Todo tiene sus «medios adecuados«, esos que sólo le producen a algo un efecto (una consecución) en concreto. Nunca se eliminarán los prejuicios, nunca, si antes no sabes seleccionar la información que te va llegando, dándole el valor en un juicio muy crítico que le pertenece con respecto a unos criterios adecuados para cada contexto. No se ha de conducir eligiendo la información que un acompañante te ofrece, sino otra que sensatamente es la propia, por ejemplo.

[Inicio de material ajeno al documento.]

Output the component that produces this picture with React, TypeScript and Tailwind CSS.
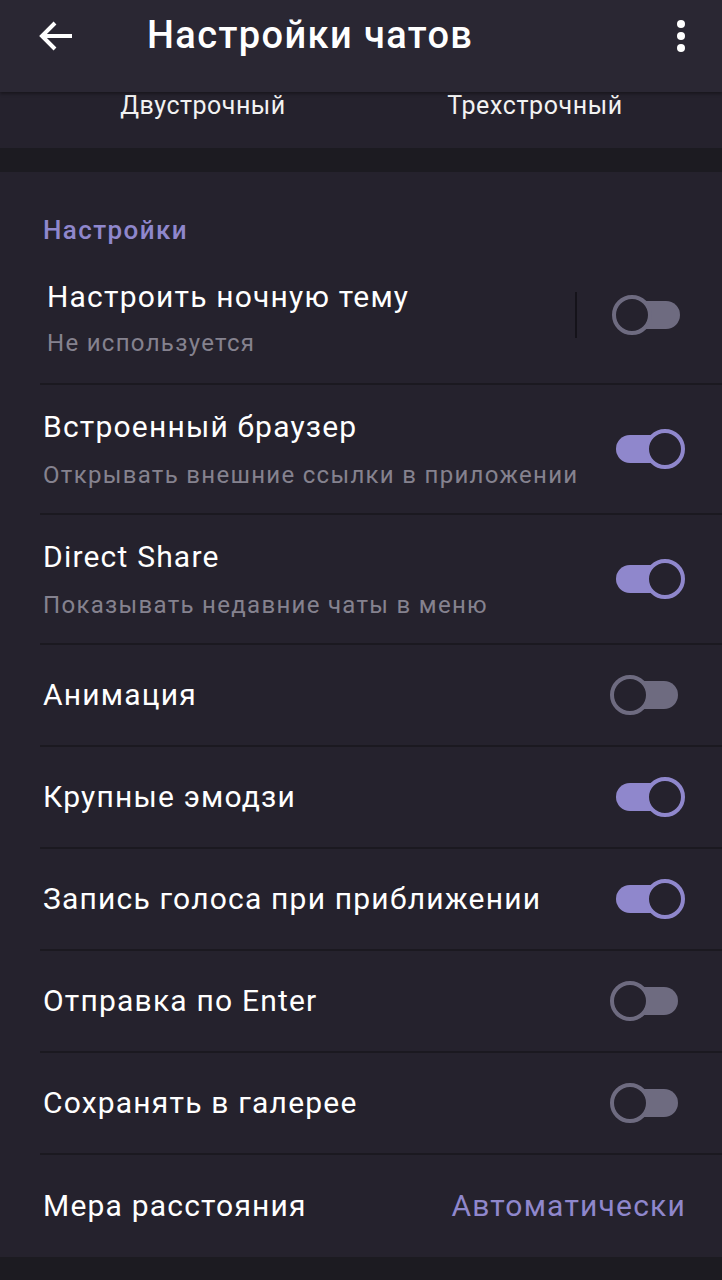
import React from "react";

const ACCENT = "#8f87cc";

function Toggle({ on, className = "" }: { on: boolean; className?: string }) {
  return (
    <div className={`relative h-[40px] w-[70px] shrink-0 ${className}`}>
      <div
        className={`absolute top-[6px] h-[28px] rounded-full ${
          on ? "left-[1px] w-[60px] bg-[#8f87cc]" : "left-[10px] w-[58px] bg-[#6e6b80]"
        }`}
      />
      <div
        className={`absolute top-0 h-[40px] w-[40px] rounded-full border-[4px] bg-[#25222d] ${
          on ? "right-0 border-[#8f87cc]" : "left-0 border-[#6e6b80]"
        }`}
      />
    </div>
  );
}

function Row({
  title,
  sub,
  on,
}: {
  title: string;
  sub?: string;
  on: boolean;
}) {
  return (
    <div
      className={`flex items-center ml-[40px] pl-[3px] border-b-2 border-[#1b1920] ${
        sub ? "h-[130px]" : "h-[102px]"
      }`}
    >
      <div className="flex-1 min-w-0">
        <div className="text-[30px] leading-[36px] tracking-[1.2px] text-white whitespace-nowrap">{title}</div>
        {sub && (
          <div className="mt-[16px] text-[24px] leading-[28px] tracking-[1.3px] text-[#85828f] whitespace-nowrap">
            {sub}
          </div>
        )}
      </div>
      <Toggle on={on} className={on ? "mr-[37px]" : "mr-[42px]"} />
    </div>
  );
}

export default function App() {
  return (
    <div
      className="w-[722px] h-[1280px] overflow-hidden bg-[#1c1b21] text-white"
      style={{ fontFamily: "Roboto, 'Noto Sans', sans-serif" }}
    >
      {/* Header */}
      <div className="relative z-10 h-[92px] bg-[#2a2733] flex items-center shadow-[0_2px_3px_rgba(0,0,0,0.35)]">
        <div className="w-[147px] h-full flex items-center pl-[38px] pb-[20px]">
          <svg width="36" height="32" viewBox="0 0 36 32" fill="none">
            <path
              d="M34 16H4M17 3L4 16l13 13"
              stroke="white"
              strokeWidth="4"
              strokeLinecap="butt"
              strokeLinejoin="miter"
            />
          </svg>
        </div>
        <div className="flex-1 text-[38px] font-medium leading-none pb-[22px] tracking-[1.4px] whitespace-nowrap">
          Настройки чатов
        </div>
        <div className="w-[82px] h-full flex flex-col items-center justify-start pt-[20px] gap-[4px]">
          <div className="w-[8px] h-[8px] rounded-full bg-white" />
          <div className="w-[8px] h-[8px] rounded-full bg-white" />
          <div className="w-[8px] h-[8px] rounded-full bg-white" />
        </div>
      </div>

      {/* Message lines selector */}
      <div className="h-[56px] bg-[#25222d] flex items-start">
        <div className="w-[406px] text-center text-[25px] leading-[28px] tracking-[0.5px] text-[#f2f2f2]">
          Двустрочный
        </div>
        <div className="w-[258px] text-center text-[25px] leading-[28px] tracking-[0.6px] text-[#f2f2f2]">
          Трехстрочный
        </div>
      </div>

      <div className="h-[24px]" />

      {/* Settings section */}
      <div className="bg-[#25222d]">
        <div className="pt-[42px] pl-[43px] text-[26px] leading-[32px] font-medium tracking-[1.4px] text-[#8f87cc]">
          Настройки
        </div>

        {/* Night theme */}
        <div className="flex items-center ml-[40px] pl-[7px] h-[139px] border-b-2 border-[#1b1920]">
          <div className="flex-1 min-w-0 pt-[6px]">
            <div className="text-[30px] leading-[36px] tracking-[1.2px] text-white whitespace-nowrap">
              Настроить ночную тему
            </div>
            <div className="mt-[14px] text-[24px] leading-[28px] tracking-[1.3px] text-[#85828f]">
              Не используется
            </div>
          </div>
          <div className="w-[2px] h-[46px] bg-[#15131a] mr-[35px]" />
          <Toggle on={false} className="mr-[40px]" />
        </div>

        <Row title="Встроенный браузер" sub="Открывать внешние ссылки в приложении" on />
        <Row title="Direct Share" sub="Показывать недавние чаты в меню" on />
        <Row title="Анимация" on={false} />
        <Row title="Крупные эмодзи" on />
        <Row title="Запись голоса при приближении" on />
        <Row title="Отправка по Enter" on={false} />
        <Row title="Сохранять в галерее" on={false} />

        <div className="flex items-center ml-[40px] pl-[3px] h-[102px]">
          <div className="flex-1 text-[30px] leading-[36px] tracking-[1.2px] text-white whitespace-nowrap">
            Мера расстояния
          </div>
          <div className="mr-[36px] text-[30px] leading-[36px] tracking-[1.2px]" style={{ color: ACCENT }}>
            Автоматически
          </div>
        </div>
      </div>
    </div>
  );
}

También, hay algunos (por casos, bastantes) que optan por conclusiones precipitadas después de no argumentarlas (aducirlas) y, al momento, las dan como válidas “imponiéndolas” en “revistas de prestigio” en las cuales, ellos, por influencia, tienen la publicación y el “éxito de engaño” casi seguro.
He contado cientos de esas argumentaciones.
Entre tanta mediación, es lógico (anteponiendo una cínica competitividad), se desencadenan unas manipulaciones correspondientes; a sabiendas de que una coherencia que no se manifiesta en lo ético conduce, y no en poco, a lo mediocre.

En cuestión, la argumentación válida únicamente puede serla que, en verdad, es menos refutable o no ha sido refutada; en virtud de que ya ha superado otras argumentaciones (contraargumentándolas con pruebas aclaratorias) por ser más sólida o más coherente.
No, no puede “imponer” uno una argumentación si ya tiene, al lado, en frente, de otro, una contraargumentación evidente, elucidada, aunque sea sólo una.

En fin, por último, reiterar que la argumentación nunca se defiende despóticamente ante las reglas de la razón menoscabando los valores de honestidad y de esfuerzo (en suma, de dignidad) que, de ella, se desprenden.